◆ INFORMATION PROVIDED:
****************
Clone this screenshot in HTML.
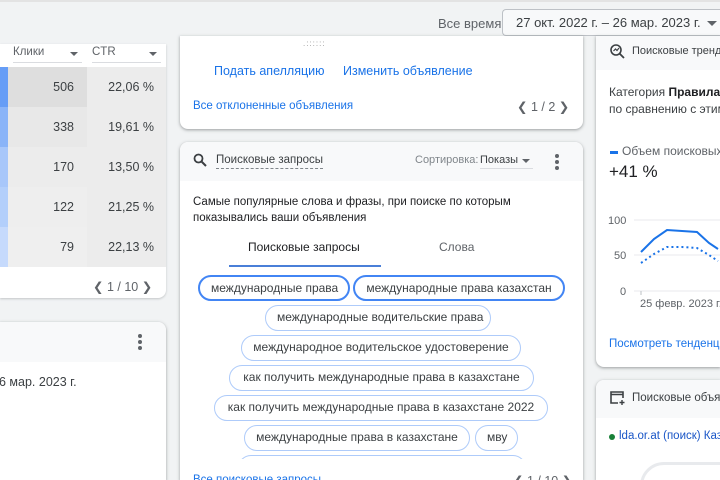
<!DOCTYPE html>
<html style="width:720px;height:480px;overflow:hidden"><head><meta charset="utf-8"><style>
*{margin:0;padding:0;box-sizing:border-box}
body{width:720px;height:480px;overflow:hidden;background:#f1f3f4;font-family:"Liberation Sans",sans-serif;color:#3c4043;position:relative}
.a{position:absolute}
.card{position:absolute;background:#fff;border-radius:8px;box-shadow:0 1px 2px rgba(60,64,67,.3),0 1px 3px 1px rgba(60,64,67,.15);overflow:hidden}
.link{color:#1a73e8}
.chip{position:absolute;height:26px;border:1.5px solid #aecbfa;border-radius:13px;font-size:12px;line-height:23px;padding:0 11px;white-space:nowrap;color:#3c4043;background:#fff}
.chip.s{border:2px solid #4285f4;line-height:22px}
.row{position:absolute;left:0;width:166px;height:40px;font-size:12.5px}
.row .b{position:absolute;left:0;top:0;width:8px;height:100%}
.row .c1{position:absolute;left:8px;top:0;width:79px;height:100%;text-align:right;padding-right:13px;line-height:40px}
.row .c2{position:absolute;left:87px;top:0;width:79px;height:100%;text-align:right;padding-right:12px;line-height:40px;background:#ececec}
</style></head><body>
<div class="a" style="left:0;top:0;width:720px;height:2px;background:#e3e3e3"></div>
<div class="a" style="left:438px;top:16px;font-size:13px;color:#5f6368">Все время</div>
<div class="a" style="left:502px;top:9px;width:218px;height:27px;border:1px solid #bdc1c6;border-right:none;border-radius:4px 0 0 4px;background:#f8f9fa;font-size:13px;line-height:26px;padding-left:13px;color:#3c4043;white-space:nowrap;overflow:hidden">27 окт. 2022 г. – 26 мар. 2023 г.</div>
<div class="a" style="left:707px;top:21px;width:0;height:0;border-left:5px solid transparent;border-right:5px solid transparent;border-top:5px solid #5f6368"></div>

<div class="card" style="left:0;top:44px;width:166px;height:254px;border-radius:0 0 8px 0;box-shadow:0 1px 2px rgba(60,64,67,.25)">
  <div style="position:absolute;left:0;top:0;width:166px;height:254px">
    <div class="a" style="left:13px;top:2px;width:69px;height:17px;border-bottom:1px solid #dadce0;font-size:11.5px;color:#5f6368">Клики</div>
    <div class="a" style="left:70px;top:8px;border-left:4px solid transparent;border-right:4px solid transparent;border-top:4px solid #5f6368"></div>
    <div class="a" style="left:92px;top:2px;width:69px;height:17px;border-bottom:1px solid #dadce0;font-size:11.5px;color:#5f6368">CTR</div>
    <div class="a" style="left:149px;top:8px;border-left:4px solid transparent;border-right:4px solid transparent;border-top:4px solid #5f6368"></div>
    <div class="row" style="top:23px"><div class="b" style="background:#669df6"></div><div class="c1" style="background:#dedede">506</div><div class="c2">22,06 %</div></div>
    <div class="row" style="top:63px"><div class="b" style="background:#8ab4f8"></div><div class="c1" style="background:#e8e8e8">338</div><div class="c2">19,61 %</div></div>
    <div class="row" style="top:103px"><div class="b" style="background:#a8c7fa"></div><div class="c1" style="background:#ececec">170</div><div class="c2">13,50 %</div></div>
    <div class="row" style="top:143px"><div class="b" style="background:#b3cffb"></div><div class="c1" style="background:#eeeeee">122</div><div class="c2">21,25 %</div></div>
    <div class="row" style="top:183px"><div class="b" style="background:#c6dafc"></div><div class="c1" style="background:#efefef">79</div><div class="c2">22,13 %</div></div>
    <div class="a" style="left:93px;top:235px;font-size:12.5px;color:#5f6368">❮ 1 / 10 ❯</div>
  </div>
</div>

<div class="card" style="left:0;top:322px;width:166px;height:158px;border-radius:0 8px 0 0">
  <div class="a" style="left:0;top:0;width:166px;height:40px;background:#f8f9fa"></div>
  <div class="a" style="left:138px;top:12px;width:4px;line-height:5px;font-size:0">
    <div style="width:4px;height:4px;border-radius:2px;background:#5f6368;margin-bottom:2px"></div><div style="width:4px;height:4px;border-radius:2px;background:#5f6368;margin-bottom:2px"></div><div style="width:4px;height:4px;border-radius:2px;background:#5f6368"></div>
  </div>
  <div class="a" style="left:-1px;top:53px;font-size:12.5px">6 мар. 2023 г.</div>
</div>

<div class="card" style="left:180px;top:36px;width:403px;height:93px;border-radius:0 0 8px 8px">
  <div class="a" style="left:123px;top:3px;font-size:8px;color:#999;letter-spacing:1px">.::::::</div>
  <div class="a link" style="left:34px;top:28px;font-size:12.5px">Подать апелляцию</div>
  <div class="a link" style="left:163px;top:28px;font-size:12.5px">Изменить объявление</div>
  <div class="a link" style="left:13px;top:64px;font-size:11.5px">Все отклоненные объявления</div>
  <div class="a" style="left:337px;top:63px;font-size:12.5px;color:#5f6368">❮ 1 / 2 ❯</div>
</div>

<div class="card" style="left:180px;top:142px;width:403px;height:338px;border-radius:8px 8px 0 0">
  <div class="a" style="left:0;top:0;width:403px;height:39px;background:#f8f9fa"></div>
  <svg class="a" style="left:13px;top:11px" width="14" height="14" viewBox="0 0 14 14"><circle cx="5.5" cy="5.5" r="4" fill="none" stroke="#3c4043" stroke-width="1.8"/><path d="M8.5 8.5L13 13" stroke="#3c4043" stroke-width="2"/></svg>
  <div class="a" style="left:36px;top:11px;font-size:11.5px;border-bottom:1px dashed #80868b;line-height:15px">Поисковые запросы</div>
  <div class="a" style="left:235px;top:12px;font-size:11px;color:#80868b">Сортировка:</div>
  <div class="a" style="left:300px;top:11px;width:53px;font-size:11px;border-bottom:1px solid #dadce0;line-height:15px">Показы</div>
  <div class="a" style="left:342px;top:17px;border-left:4px solid transparent;border-right:4px solid transparent;border-top:4px solid #5f6368"></div>
  <div class="a" style="left:375px;top:12px">
    <div style="width:4px;height:4px;border-radius:2px;background:#5f6368;margin-bottom:2px"></div><div style="width:4px;height:4px;border-radius:2px;background:#5f6368;margin-bottom:2px"></div><div style="width:4px;height:4px;border-radius:2px;background:#5f6368"></div>
  </div>
  <div class="a" style="left:13px;top:52px;font-size:11.5px;line-height:16px;color:#202124">Самые популярные слова и фразы, при поиске по которым<br>показывались ваши объявления</div>
  <div class="a" style="left:68px;top:98px;font-size:12px;color:#202124">Поисковые запросы</div>
  <div class="a" style="left:259px;top:98px;font-size:12px;color:#5f6368">Слова</div>
  <div class="a" style="left:49px;top:123px;width:152px;height:2px;background:#4a7fd8"></div>
  <div class="chip s" style="left:18px;top:133px;width:152px;text-align:center">международные права</div>
  <div class="chip s" style="left:173px;top:133px;width:212px;text-align:center">международные права казахстан</div>
  <div class="chip" style="left:85px;top:163px;width:226px;text-align:center">международные водительские права</div>
  <div class="chip" style="left:61px;top:193px;width:280px;text-align:center">международное водительское удостоверение</div>
  <div class="chip" style="left:49px;top:223px;width:305px;text-align:center">как получить международные права в казахстане</div>
  <div class="chip" style="left:34px;top:253px;width:334px;text-align:center">как получить международные права в казахстане 2022</div>
  <div class="chip" style="left:64px;top:283px;width:226px;text-align:center">международные права в казахстане</div>
  <div class="chip" style="left:295px;top:283px;width:43px;text-align:center">мву</div>
  <div class="chip" style="left:58px;top:313px;width:288px"></div>
  <div class="a" style="left:0;top:317px;width:403px;height:21px;background:#fff"></div>
  <div class="a link" style="left:13px;top:332px;font-size:11.5px">Все поисковые запросы</div>
  <div class="a" style="left:333px;top:331px;font-size:12.5px;color:#5f6368">❮ 1 / 10 ❯</div>
</div>

<div class="card" style="left:596px;top:36px;width:124px;height:331px;border-radius:0 0 0 8px">
  <div class="a" style="left:0;top:0;width:124px;height:34px;background:#f8f9fa"></div>
  <svg class="a" style="left:13px;top:7px" width="16" height="16" viewBox="0 0 16 16"><circle cx="7" cy="7" r="5" fill="none" stroke="#3c4043" stroke-width="1.6"/><path d="M10.5 10.5L15 15" stroke="#3c4043" stroke-width="1.8"/><path d="M4.5 8L6.5 6L8 7.5L10 5" stroke="#3c4043" stroke-width="1.2" fill="none"/></svg>
  <div class="a" style="left:36px;top:9px;font-size:11px;white-space:nowrap">Поисковые тренды</div>
  <div class="a" style="left:13px;top:48px;font-size:12px;white-space:nowrap;line-height:17px">Категория <b style="color:#202124">Правила</b><br>по сравнению с этим</div>
  <div class="a" style="left:14px;top:115px;width:8px;height:3px;background:#1a73e8"></div>
  <div class="a" style="left:26px;top:108px;font-size:12px;white-space:nowrap;color:#5f6368">Объем поисковых</div>
  <div class="a" style="left:13px;top:126px;font-size:17px;color:#202124">+41 %</div>
  <svg class="a" style="left:0;top:170px" width="124" height="110" viewBox="0 0 124 110">
    <g font-family="Liberation Sans" font-size="11" fill="#5f6368">
      <text x="12" y="18">100</text><text x="18" y="53">50</text><text x="24" y="89">0</text>
      <text x="44" y="101">25 февр. 2023 г.</text>
    </g>
    <path d="M38 14H124M38 49H124M38 85H124" stroke="#e8eaed" stroke-width="1"/>
    <path d="M45 85v4" stroke="#bdc1c6"/>
    <path d="M45 46L58 33L71 24L86 25L101 26L113 37L122 43" fill="none" stroke="#1a73e8" stroke-width="2"/>
    <path d="M45 57L58 48L71 41L86 41L101 42L113 49L122 55" fill="none" stroke="#1a73e8" stroke-width="2" stroke-dasharray="2 3"/>
  </svg>
  <div class="a link" style="left:13px;top:302px;font-size:11.5px;white-space:nowrap">Посмотреть тенденции</div>
</div>

<div class="card" style="left:596px;top:380px;width:124px;height:100px;border-radius:8px 0 0 0">
  <div class="a" style="left:0;top:0;width:124px;height:38px;background:#f8f9fa"></div>
  <svg class="a" style="left:13px;top:10px" width="16" height="15" viewBox="0 0 16 15"><path d="M9 13H2V2h12v6" fill="none" stroke="#3c4043" stroke-width="1.6"/><path d="M2 4.5h12" stroke="#3c4043" stroke-width="1.6"/><path d="M13 10v5M10.5 12.5h5" stroke="#3c4043" stroke-width="1.4"/></svg>
  <div class="a" style="left:36px;top:12px;font-size:11.5px;white-space:nowrap">Поисковые объявления</div>
  <div class="a" style="left:13px;top:54px;width:6px;height:6px;border-radius:3px;background:#188038"></div>
  <div class="a link" style="left:23px;top:50px;font-size:11.5px;white-space:nowrap;color:#1a56c7">lda.or.at (поиск) Казахстан</div>
  <div class="a" style="left:44px;top:82px;width:140px;height:60px;border:3px solid #e8eaed;border-radius:24px"></div>
</div>
</body></html>
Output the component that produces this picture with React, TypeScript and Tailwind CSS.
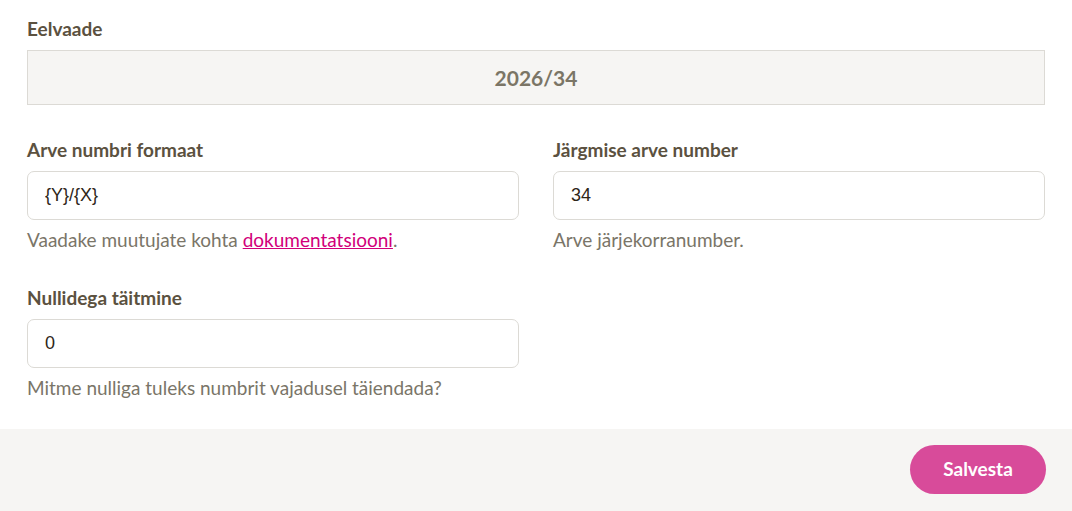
import React from "react";

type FieldProps = {
  label: string;
  value: string;
  help: React.ReactNode;
};

function Field({ label, value, help }: FieldProps) {
  return (
    <div className="flex flex-col">
      <label className="text-[19px] leading-[24px] font-bold text-[#5b5140] mb-[9px]">{label}</label>
      <input
        defaultValue={value}
        className="h-[49px] w-full rounded-[7px] border border-[#dcdad5] bg-white px-[17px] text-[18px] text-[#2e2618] outline-none [font-family:'Liberation_Sans',Arial,sans-serif]"
      />
      <p className="mt-[8px] text-[19px] leading-[24px] text-[#7a7568]">{help}</p>
    </div>
  );
}

export default function App() {
  return (
    <div className="min-h-[511px] bg-white flex flex-col [font-family:Lato,'Liberation_Sans',sans-serif]">
      <div className="px-[27px] pt-[17px] pb-[29px]">
        <div className="text-[19px] leading-[24px] font-bold text-[#5b5140] mb-[9px]">Eelvaade</div>
        <div className="h-[55px] flex items-center justify-center bg-[#f6f5f3] border border-[#dcdad5] text-[21px] font-bold text-[#7b7566]">
          2026/34
        </div>

        <div className="grid grid-cols-2 gap-x-[34px] gap-y-[34px] mt-[33px]">
          <Field
            label="Arve numbri formaat"
            value="{Y}/{X}"
            help={
              <>
                Vaadake muutujate kohta{" "}
                <a href="#" className="text-[#d1007a] underline">
                  dokumentatsiooni
                </a>
                .
              </>
            }
          />
          <Field label="Järgmise arve number" value="34" help="Arve järjekorranumber." />
          <Field label="Nullidega täitmine" value="0" help="Mitme nulliga tuleks numbrit vajadusel täiendada?" />
        </div>
      </div>

      <div className="flex-1 bg-[#f6f5f3] flex justify-end items-start px-[26px] pt-[16px]">
        <button className="h-[49px] w-[136px] rounded-full bg-[#d84b9a] text-white text-[19px] font-bold">
          Salvesta
        </button>
      </div>
    </div>
  );
}
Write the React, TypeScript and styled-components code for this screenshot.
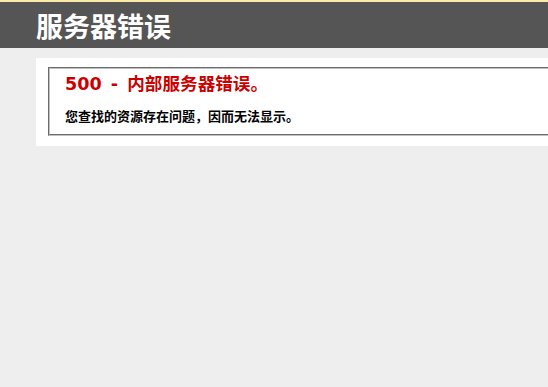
import styled, { createGlobalStyle } from 'styled-components'

const GlobalStyle = createGlobalStyle`
  html, body { margin:0; padding:0; background:#eeeeee; }
  body { font-family: "DejaVu Sans", Verdana, "Noto Sans CJK SC", sans-serif; }
`

export default function App() {
  return (
    <>
      <GlobalStyle />
      <Header>
        <Title>服务器错误</Title>
      </Header>
      <Content>
        <Container>
          <Fieldset>
            <Code>500 - 内部服务器错误。</Code>
            <Message>您查找的资源存在问题，因而无法显示。</Message>
          </Fieldset>
        </Container>
      </Content>
    </>
  )
}

const Header = styled.div`
  height:46px;
  border-top:2px solid #fbe9a6;
  background:#555555;
  padding:0 0 0 36px;
  display:flex;
  align-items:center;
`
const Title = styled.h1`
  margin:2px 0 0;
  font-size:27px;
  line-height:30px;
  font-weight:bold;
  color:#fff;
  font-family:"Noto Sans CJK SC", sans-serif;
`
const Content = styled.div`
  margin:10px 0 0 36px;
`
// box runs off the right edge, clipped like the original
const Container = styled.div`
  background:#fff;
  padding:9px 0 10px 12px;
  overflow:hidden;
`
const Fieldset = styled.fieldset`
  margin:0 -20px 0 0;
  padding:0 15px 10px 15px;
  border:2px groove #c0c0c0;
  min-width:0;
`
const Code = styled.h2`
  margin:3px 0 0;
  font-size:17.6px;
  line-height:24px;
  font-weight:bold;
  word-spacing:3px;
  color:#cc0000;
  font-family:"DejaVu Sans", Verdana, "Noto Sans CJK SC", sans-serif;
`
const Message = styled.h3`
  margin:12px 0 0;
  font-size:13px;
  line-height:16px;
  font-weight:bold;
  color:#000;
  font-family:"Noto Sans CJK SC", sans-serif;
`
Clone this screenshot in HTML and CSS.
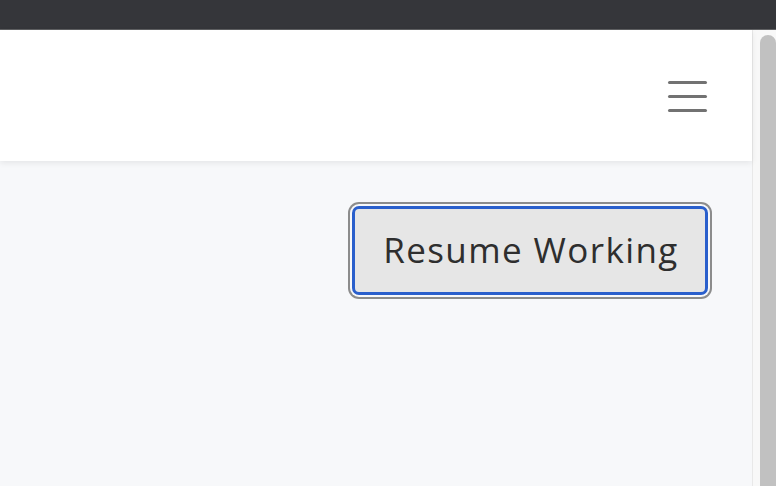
FILE: index.html
```html
<!DOCTYPE html>
<html>
<head>
<meta charset="utf-8">
<link rel="stylesheet" href="styles.css">
</head>
<body>
<div class="topbar"></div>
<div class="window">
  <div class="page">
    <header class="navbar">
      <button class="menu" aria-label="Menu">
        <span></span><span></span><span></span>
      </button>
    </header>
    <main class="main">
      <button class="resume">Resume Working</button>
    </main>
  </div>
  <div class="scrollbar"><div class="thumb"></div></div>
</div>
</body>
</html>
```
FILE: styles.css
```css
html, body {
  margin: 0;
  padding: 0;
  height: 100%;
  overflow: hidden;
}
body {
  display: flex;
  flex-direction: column;
  font-family: "Open Sans", "Noto Sans", sans-serif;
  background: #f7f8fa;
}
.topbar {
  height: 29px;
  background: #35363a;
  border-bottom: 1px solid #5f6062;
  flex: none;
}
.window {
  flex: 1;
  display: flex;
  min-height: 0;
}
.page {
  flex: 1;
  display: flex;
  flex-direction: column;
  background: #f7f8fa;
}
.navbar {
  height: 131px;
  background: #ffffff;
  box-shadow: 0 2px 6px rgba(0, 0, 0, 0.08);
  display: flex;
  align-items: center;
  justify-content: flex-end;
  padding-right: 45px;
  position: relative;
  z-index: 1;
}
.menu {
  background: none;
  border: 0;
  padding: 0;
  width: 39px;
  display: flex;
  flex-direction: column;
  gap: 11px;
  margin-top: 1px;
}
.menu span {
  display: block;
  height: 3px;
  border-radius: 2px;
  background: #727272;
}
.main {
  flex: 1;
  display: flex;
  justify-content: flex-end;
  align-items: flex-start;
  padding: 45px 44px 0 0;
}
.resume {
  width: 356px;
  height: 89px;
  box-sizing: border-box;
  border: 3px solid #2a5fcc;
  border-radius: 7px;
  background: #e6e6e6;
  color: #2e2e2e;
  font-family: "Open Sans", "Noto Sans", sans-serif;
  font-size: 35px;
  font-weight: 400;
  letter-spacing: 1.4px;
  padding: 0 0 2px 2px;
  box-shadow: 0 0 0 2px #f7f8fa, 0 0 0 4px #8c8c8c;
}
.scrollbar {
  width: 24px;
  box-sizing: border-box;
  border-left: 1px solid #e8e8e8;
  background: #f8f8f8;
  padding: 5px 0 0 7px;
  flex: none;
}
.thumb {
  height: 100%;
  background: #c1c1c1;
  border-radius: 8px 8px 0 0;
}
```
****************
◆ STATED TASK:
All lines holding the word "screenshot" should be picked out and copied.

◆ FULL SOLUTION:
Clone this screenshot in HTML.
Write the React, TypeScript and styled-components code for this screenshot.
Clone this screenshot in HTML and CSS.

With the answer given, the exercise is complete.